Kinesthetic intelligence, which was originally coupled with tactile abilities, was defined and discussed in Howard Gardner's Frames Of Mind: The Theory of Multiple Intelligences in 1983. In this book, Gardner describes activities such as dancing and performing surgeries as requiring great kinesthetic intelligence: using the body to create (or do) something.
Margaret H'Doubler wrote and spoke about kinesthetic learning during the 1940s, defining kinesthetic learning as the human body's ability to express itself through movement and dance.
The VARK modelEdit
Neil Fleming, a New Zealand teacher and educational theorist, designed the VARK model (visual, aural or auditory, read/write and kinesthetic). According to Fleming's model, kinesthetic learners are similar to tactile learners in that they like hands-on experiential learning. They excel in concrete learning such as on-the-job training, work experience, internships, simulations and so forth (Kte’pi, 2016).
Skill memory also fits into the category of kinesthetic learning, as it is what happens when somebody is learning kinesthetically. Skill memories are difficult to convey except by direct demonstration, may be acquired without awareness, and require several repetitions.
Rita Dunn contends that kinesthetic and tactile learning are the same style. Galeet BenZion asserts that kinesthetic and tactile learning are separate learning styles, with different characteristics. She defined kinesthetic learning as the process that results in new knowledge (or understanding) with the involvement of the learner's body movement. This movement is performed to establish new knowledge or extend existing knowledge.
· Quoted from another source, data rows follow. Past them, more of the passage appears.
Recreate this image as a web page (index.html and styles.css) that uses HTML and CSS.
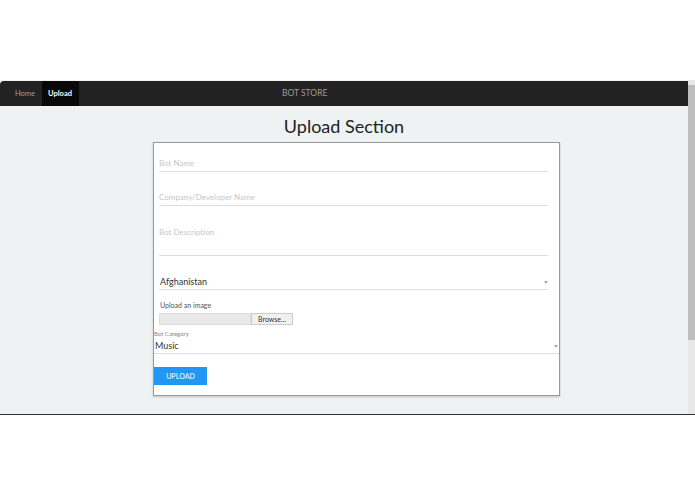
FILE: index.html
```html
<!DOCTYPE html>
<html lang="en">
<head>
    <meta charset="UTF-8">
    <meta name="viewport" content="width=device-width, initial-scale=1.0">
    <title>Bot Store - Upload</title>
    <link rel="stylesheet" href="styles.css">
</head>
<body>
    <div class="frame">
        <div class="viewport">
            <nav class="navbar">
                <a class="nav-item" href="#">Home</a>
                <a class="nav-item active" href="#">Upload</a>
                <span class="brand">BOT STORE</span>
            </nav>

            <div class="content">
                <h1 class="title">Upload Section</h1>

                <form class="card" id="upload-form">
                    <input class="field first" type="text" placeholder="Bot Name">
                    <input class="field" type="text" placeholder="Company/Developer Name">
                    <textarea class="field area" placeholder="Bot Description"></textarea>

                    <div class="select-wrap">
                        <select class="field select">
                            <option>Afghanistan</option>
                            <option>Albania</option>
                            <option>Algeria</option>
                        </select>
                    </div>

                    <label class="small-label">Upload an image</label>
                    <div class="file-input">
                        <span class="file-name"></span>
                        <span class="file-btn">Browse...</span>
                    </div>

                    <label class="tiny-label">Bot Category</label>
                    <div class="select-wrap wide">
                        <select class="field select">
                            <option>Music</option>
                            <option>Games</option>
                            <option>News</option>
                        </select>
                    </div>

                    <button class="upload-btn" type="submit">UPLOAD</button>
                </form>
            </div>
        </div>

        <div class="scrollbar">
            <div class="thumb"></div>
        </div>
    </div>
</body>
</html>
```

FILE: styles.css
```css
body {
    margin: 0;
    background-color: #fff;
    font-family: Lato, "Open Sans", sans-serif;
}
.frame {
    margin-top: 80px;
    height: 334px;
    display: flex;
    border-bottom: 1px solid #333;
}
.viewport {
    flex: 1;
    display: flex;
    flex-direction: column;
    background-color: #eff2f3;
}
.navbar {
    height: 25px;
    margin-top: 1px;
    display: flex;
    align-items: stretch;
    background-color: #222;
    border-radius: 4px 0 0 0;
    padding-left: 8px;
    position: relative;
}
.nav-item {
    display: flex;
    align-items: center;
    padding: 0 7px;
    font-size: 7.5px;
    color: #9d9d9d;
    text-decoration: none;
}
.nav-item.active {
    background-color: #080808;
    color: #fff;
    font-weight: bold;
    padding: 0 7px 0 6px;
}
.brand {
    position: absolute;
    left: 282px;
    top: 0;
    line-height: 25px;
    font-size: 8.5px;
    color: #9d9d9d;
}
.content {
    flex: 1;
}
.title {
    margin: 8px 0 0;
    text-align: center;
    font-weight: normal;
    font-size: 18px;
    line-height: 25px;
    color: #222;
}
.card {
    width: 405px;
    margin: 3px 0 0 153px;
    background-color: #fff;
    border: 1px solid #999;
    box-shadow: 0 1px 2px rgba(0, 0, 0, 0.2);
    padding: 0 0 10px;
    display: flex;
    flex-direction: column;
}
.field {
    display: block;
    box-sizing: border-box;
    width: 389px;
    margin: 17px 0 0 5px;
    height: 17px;
    padding: 0;
    border: none;
    border-bottom: 1px solid #ddd;
    outline: none;
    background: transparent;
    font-family: inherit;
    font-size: 8px;
    color: #333;
}
.field.first {
    margin-top: 12px;
}
.field::placeholder {
    color: #c6c6c6;
}
.area {
    height: 33px;
    padding-top: 4px;
    resize: none;
}
.select-wrap {
    position: relative;
}
.select-wrap::after {
    content: "";
    position: absolute;
    right: 11px;
    bottom: 6px;
    border-left: 2px solid transparent;
    border-right: 2px solid transparent;
    border-top: 3px solid #aaa;
}
.select {
    -webkit-appearance: none;
    appearance: none;
    font-size: 9px;
    padding-left: 1px;
}
.small-label {
    margin: 10px 0 0 6px;
    font-size: 7px;
    line-height: 10px;
    color: #555;
}
.file-input {
    display: flex;
    margin: 3px 0 0 5px;
    height: 12px;
}
.file-name {
    width: 90px;
    background-color: #e9e9e9;
    border: 1px solid #ddd;
}
.file-btn {
    width: 40px;
    background-color: #f0f0f0;
    border: 1px solid #ccc;
    font-size: 7px;
    line-height: 10px;
    text-align: center;
    color: #333;
}
.tiny-label {
    margin: 5px 0 0 0;
    font-size: 6px;
    line-height: 8px;
    color: #888;
}
.select-wrap.wide::after {
    right: 1px;
}
.select-wrap.wide .field {
    width: 405px;
    margin: 0;
    height: 16px;
}
.upload-btn {
    width: 53px;
    height: 18px;
    margin-top: 13px;
    padding: 0;
    border: none;
    background-color: #2196f3;
    color: #d8ecfc;
    font-family: inherit;
    font-size: 7px;
    font-weight: bold;
    cursor: pointer;
}
.scrollbar {
    width: 7px;
    background-color: #e8e8e8;
    padding-top: 5px;
}
.thumb {
    height: 255px;
    background-color: #bdbdbd;
}
```
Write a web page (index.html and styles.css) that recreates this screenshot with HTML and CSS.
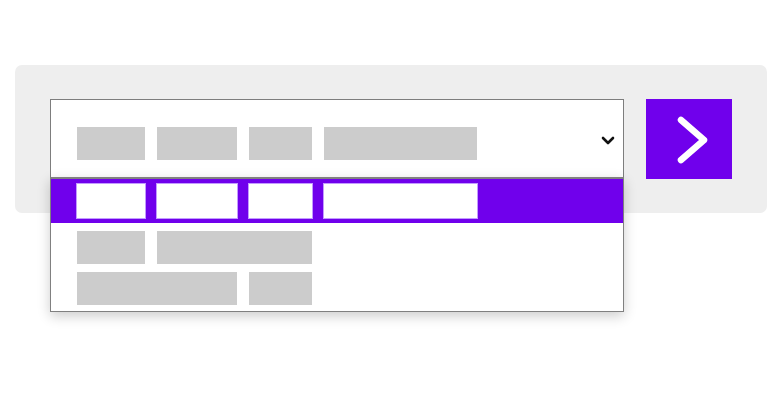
FILE: index.html
```html
<!DOCTYPE html>
<html lang="en">
<head>
  <meta charset="UTF-8">
  <title>Dropdown picker</title>
  <link rel="stylesheet" href="styles.css">
</head>
<body>
  <div class="panel">
    <div class="picker">
      <div class="select">
        <div class="line">
          <span class="bar w68"></span>
          <span class="bar w80"></span>
          <span class="bar w63"></span>
          <span class="bar w153"></span>
        </div>
        <svg class="caret" width="14" height="9" viewBox="0 0 14 9">
          <polyline points="2,2 7,7 12,2" fill="none" stroke="#111" stroke-width="2.6" stroke-linecap="round" stroke-linejoin="round"/>
        </svg>
      </div>
      <div class="options">
        <div class="option active">
          <span class="bar w68"></span>
          <span class="bar w80"></span>
          <span class="bar w63"></span>
          <span class="bar w153"></span>
        </div>
        <div class="rest">
          <div class="option">
            <span class="bar w68"></span>
            <span class="bar w155"></span>
          </div>
          <div class="option">
            <span class="bar w160"></span>
            <span class="bar w63"></span>
          </div>
        </div>
      </div>
    </div>
    <button class="go" aria-label="Go">
      <svg width="86" height="80" viewBox="0 0 86 80">
        <polyline points="35,21 58,41 35,61" fill="none" stroke="#fff" stroke-width="6.5" stroke-linecap="round" stroke-linejoin="round"/>
      </svg>
    </button>
  </div>
</body>
</html>
```

FILE: styles.css
```css
html, body { height: 100%; }
body {
  margin: 0;
  padding: 65px 15px 0;
  box-sizing: border-box;
  background: #ffffff;
  font-family: 'Liberation Sans', Arial, sans-serif;
}
.panel {
  width: 752px;
  height: 148px;
  box-sizing: border-box;
  padding: 34px 0 0 35px;
  background: #eeeeee;
  border-radius: 7px;
  display: flex;
  align-items: flex-start;
  gap: 22px;
}
.picker { position: relative; width: 574px; }
.select {
  height: 80px;
  box-sizing: border-box;
  border: 1px solid #7d7d7d;
  background: #fff;
  display: flex;
  align-items: flex-start;
  padding: 27px 8px 0 26px;
}
.line { display: flex; gap: 12px; }
.caret { margin-left: auto; margin-top: 9px; }
.bar { display: block; height: 33px; background: #cccccc; }
.w63 { width: 63px; }
.w68 { width: 68px; }
.w80 { width: 80px; }
.w153 { width: 153px; }
.w155 { width: 155px; }
.w160 { width: 160px; }

.options {
  position: absolute;
  z-index: 2;
  left: 0;
  top: 78px;
  width: 574px;
  box-sizing: border-box;
  border: 1px solid #808080;
  border-top-width: 2px;
  background: #fff;
  box-shadow: 0 4px 12px rgba(0, 0, 0, 0.2);
}
.option { display: flex; gap: 12px; }
.option.active {
  height: 44px;
  box-sizing: border-box;
  padding: 4px 0 0 25px;
  gap: 10px;
  background: #7000ec;
}
.option.active .bar {
  height: 34px;
  background: #fff;
  border: 1px solid #c39bff;
}
.rest {
  display: flex;
  flex-direction: column;
  gap: 8px;
  padding: 8px 0 6px 26px;
}
.go {
  width: 86px;
  height: 80px;
  padding: 0;
  border: none;
  background: #7000ec;
  cursor: pointer;
}
.go svg { display: block; }
```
Kinesthetic learning is at its best, BenZion found, when the learner uses language (their own words) in order to define, explain, resolve and sort out how their body's movement reflects the concept explored. One example is a student using movement to work out the sum of 1/2 plus 3/4 via movement, then explaining how their motions in space reflect the mathematical process leading to the correct answer.
In addition, Denig (2004) in his article ‘Multiple Intelligences and Learning Styles: Two Complementary Dimensions’, presented Dunn and Dunn's Learning Styles Model, which addresses 21 elements that affect students’ learning. These elements are broken down into five stimuli: environmental, emotional, sociological, physiological and psychological variables. Under this model, physiological stimuli consist of four elements, one of which is perceptual. Perceptual depicts the auditory, visual, tactual and kinesthetic styles whereby learners learn more effectively. This gives meaning to the concept that kinesthetic learners learn best through whole-body activities and experiences while tactual learners learn best through manipulation of items with their hands.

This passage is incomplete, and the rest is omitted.